What was I to do? I mean, at the end of the evening, boat or no boat, spoon stay or no spoon stay - I mean spoon rest - the turkey was out of this world, the gravy, excellent. What more could anyone ask for?

Still... I had a beef with him for snapping every time I asked for some utensil or other and I was only trying to help. So the next time he was hosting a party, I didn’t say a word. 

He said, “I’m hosting a party for important people and I’m ordering all the food.”

I allowed myself to utter only one word: “Great.”

On the afternoon of the party, he said to me, “I think I got everything covered for the party.”

I knew the timing was perfect so I said, “There’ll be ladies, right?” I knew his standing motto was “no girls, no party.”

“Of course.”

“So you must have desserts...” I said.

“Desserts? S***, no, there’s none. What do I do? Wait, I know, I know. Fruit Salad - that’s easy.”
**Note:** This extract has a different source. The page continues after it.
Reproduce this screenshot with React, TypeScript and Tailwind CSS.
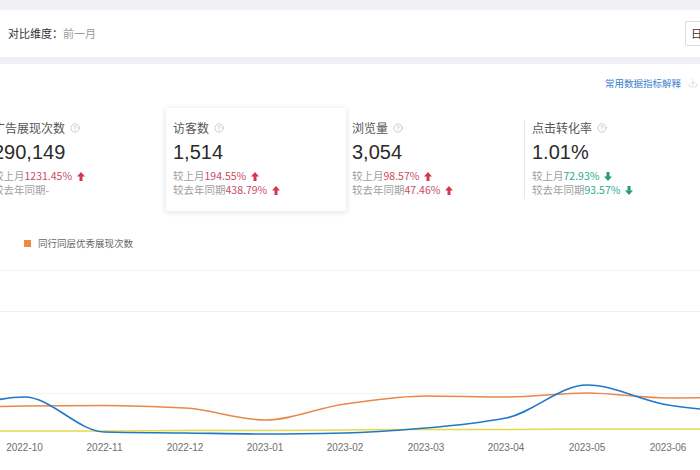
import React from "react";
import { CircleHelp, Download } from "lucide-react";

type Pt = [number, number];

// monotone cubic curve through points (no overshoot, like the chart lib)
function smooth(pts: Pt[]) {
  const n = pts.length;
  const dx: number[] = [];
  const slope: number[] = [];
  for (let i = 0; i < n - 1; i++) {
    dx[i] = pts[i + 1][0] - pts[i][0];
    slope[i] = (pts[i + 1][1] - pts[i][1]) / dx[i];
  }
  const m: number[] = [];
  m[0] = slope[0];
  m[n - 1] = slope[n - 2];
  for (let i = 1; i < n - 1; i++) {
    if (slope[i - 1] * slope[i] <= 0) m[i] = 0;
    else {
      const w1 = 2 * dx[i] + dx[i - 1];
      const w2 = dx[i] + 2 * dx[i - 1];
      m[i] = (w1 + w2) / (w1 / slope[i - 1] + w2 / slope[i]);
    }
  }
  let d = `M${pts[0][0]},${pts[0][1]}`;
  for (let i = 0; i < n - 1; i++) {
    const h = dx[i] / 3;
    d += ` C${pts[i][0] + h},${pts[i][1] + m[i] * h} ${pts[i + 1][0] - h},${pts[i + 1][1] - m[i + 1] * h} ${pts[i + 1][0]},${pts[i + 1][1]}`;
  }
  return d;
}

const xs = [-56, 24.5, 104.5, 185, 265, 345, 426, 506, 587, 668, 748];
const labels = ["2022-10", "2022-11", "2022-12", "2023-01", "2023-02", "2023-03", "2023-04", "2023-05", "2023-06"];

const blue = [412, 397, 432, 433, 434, 433, 428, 418, 385, 405, 414];
const orange = [408, 406, 405.5, 408, 420, 404, 396, 397, 393, 398, 397];
const yellow = [431, 431, 431, 430.5, 430.5, 430, 429.5, 429.5, 429, 429, 429];

const toPts = (ys: number[]): Pt[] => ys.map((y, i) => [xs[i], y]);

interface Metric {
  title: string;
  value: string;
  mom: string;
  yoy: string;
  down?: boolean;
}

const metrics: Metric[] = [
  { title: "广告展现次数", value: "290,149", mom: "1231.45%", yoy: "-" },
  { title: "访客数", value: "1,514", mom: "194.55%", yoy: "438.79%" },
  { title: "浏览量", value: "3,054", mom: "98.57%", yoy: "47.46%" },
  { title: "点击转化率", value: "1.01%", mom: "72.93%", yoy: "93.57%", down: true },
];

function Arrow({ down }: { down?: boolean }) {
  return (
    <svg width="8" height="9" viewBox="0 0 8 9" className="ml-[5px] inline-block">
      {down ? (
        <path d="M4 9 L8 4.5 H5.5 V0 H2.5 V4.5 H0 Z" fill="#22a070" />
      ) : (
        <path d="M4 0 L8 4.5 H5.5 V9 H2.5 V4.5 H0 Z" fill="#d2384e" />
      )}
    </svg>
  );
}

function Change({ label, val, down }: { label: string; val: string; down?: boolean }) {
  const hasVal = val !== "-";
  return (
    <div className="flex items-center h-[14px] text-[10.5px] leading-[14px] text-[#a0a0a0] whitespace-nowrap">
      <span>{label}</span>
      {hasVal ? (
        <>
          <span className={down ? "text-[#2aa98f]" : "text-[#c94a60]"}>{val}</span>
          <Arrow down={down} />
        </>
      ) : (
        <span>-</span>
      )}
    </div>
  );
}

function Card({ m, className, inner }: { m: Metric; className: string; inner: string }) {
  return (
    <div className={`h-[103px] py-[12px] shrink-0 ${className}`}>
      <div className={`h-full ${inner}`}>
        <div className="flex items-center h-4 text-[12px] leading-4 text-[#555] whitespace-nowrap">
          {m.title}
          <CircleHelp className="ml-[5px] w-[10px] h-[10px] text-[#b5b5b5]" strokeWidth={1.6} />
        </div>
        <div className="mt-[4px] h-6 leading-6 text-[20px] text-[#2b2b2b] font-['Liberation_Sans',sans-serif]">
          {m.value}
        </div>
        <div className="mt-[5px]">
          <Change label="较上月" val={m.mom} down={m.down} />
          <Change label="较去年同期" val={m.yoy} down={m.down} />
        </div>
      </div>
    </div>
  );
}

export default function App() {
  return (
    <div className="w-[700px] h-[470px] overflow-hidden bg-white font-['Noto_Sans_CJK_SC','Noto_Sans',sans-serif]">
      {/* top filter bar */}
      <div className="h-[10px] bg-[#f0f1f4]" />
      <div className="h-[47px] flex items-center justify-between pl-2">
        <div className="text-[11px] whitespace-nowrap">
          <span className="text-[#333]">对比维度：</span>
          <span className="text-[#9a9a9a]">前一月</span>
        </div>
        <div className="w-[15px] h-[25px] border border-r-0 border-[#dcdcdc] rounded-l-[2px] pl-[5px] text-[11px] leading-[23px] text-[#333] overflow-hidden">
          日
        </div>
      </div>
      <div className="h-[7px] bg-[#f0f1f4]" />

      {/* header link */}
      <div className="h-5 mt-[9px] flex items-center justify-end pr-[2px]">
        <span className="text-[9.5px] text-[#3a7ecb] whitespace-nowrap">常用数据指标解释</span>
        <Download className="ml-[7px] w-[10px] h-[10px] text-[#cfcfcf]" strokeWidth={1.6} />
      </div>

      {/* metric cards */}
      <div className="mt-[15px] flex">
        <Card m={metrics[0]} className="w-[180px] -ml-[14px]" inner="pl-[7px]" />
        <Card
          m={metrics[1]}
          className="w-[180px] bg-white shadow-[0_1px_6px_rgba(0,0,0,0.13)]"
          inner="pl-[7px]"
        />
        <Card m={metrics[2]} className="w-[178px]" inner="pl-[6px]" />
        <Card m={metrics[3]} className="flex-1" inner="pl-[7px] border-l border-[#e6e6e6]" />
      </div>

      {/* legend */}
      <div className="mt-[24px] h-4 flex items-center pl-[24px]">
        <span className="w-[7px] h-[7px] bg-[#ee8a45]" />
        <span className="ml-[7px] text-[9.5px] text-[#666] whitespace-nowrap">同行同层优秀展现次数</span>
      </div>

      {/* chart */}
      <svg width="700" height="200" viewBox="0 270 700 200" className="block mt-[19px]">
        <line x1="0" y1="270.5" x2="700" y2="270.5" stroke="#f2f2f2" />
        <line x1="0" y1="311.5" x2="700" y2="311.5" stroke="#f0f0f0" />
        <line x1="0" y1="393.5" x2="700" y2="393.5" stroke="#f3f3f3" />
        <path d={smooth(toPts(yellow))} fill="none" stroke="#e3db4c" strokeWidth="1.6" />
        <path d={smooth(toPts(orange))} fill="none" stroke="#e9884a" strokeWidth="1.6" />
        <path d={smooth(toPts(blue))} fill="none" stroke="#1f78c9" strokeWidth="1.6" />
        {labels.map((l, i) => (
          <text
            key={l}
            x={xs[i + 1]}
            y="451"
            textAnchor="middle"
            fontSize="10"
            fill="#6f6f6f"
            fontFamily="'Liberation Sans', sans-serif"
          >
            {l}
          </text>
        ))}
      </svg>
    </div>
  );
}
“Are you crazy?” I said, scandalized. “You don’t serve fruits salad to important people. Who serves fruit salad anymore? That’s so ’70s. Besides, Ambrosia is not dessert; it’s a savory dish.”

“Ambrosia? What’s that?”

“It’s fruit salad. That’s what it’s called.”

“What do I do now? There’s no time!”

“Relax. Go to Pastelleria San Antonio. It’s closest to your house. Get their Concorde cake,” I said.

“Okay, okay. I’ll do that now.”

The next morning, I received a text message from him saying, “Thanks for reminding me about dessert. The ladies loved it; they polished it off. I will be getting those spoon stays and the gravy boat ASAP. There’ll be more parties to host.”

I felt it was a small victory; I couldn’t be prouder of my pupil. After all, if things are to be done, they must be done right - for the sake of women and polite company, at least. Many would say that every home needs a woman’s touch, but bachelors need not fret. They don’t need to get married just to ensure they have dinner covered; they just have to find a good cook or a good housekeeper. Or they can simply start by buying spoon rests.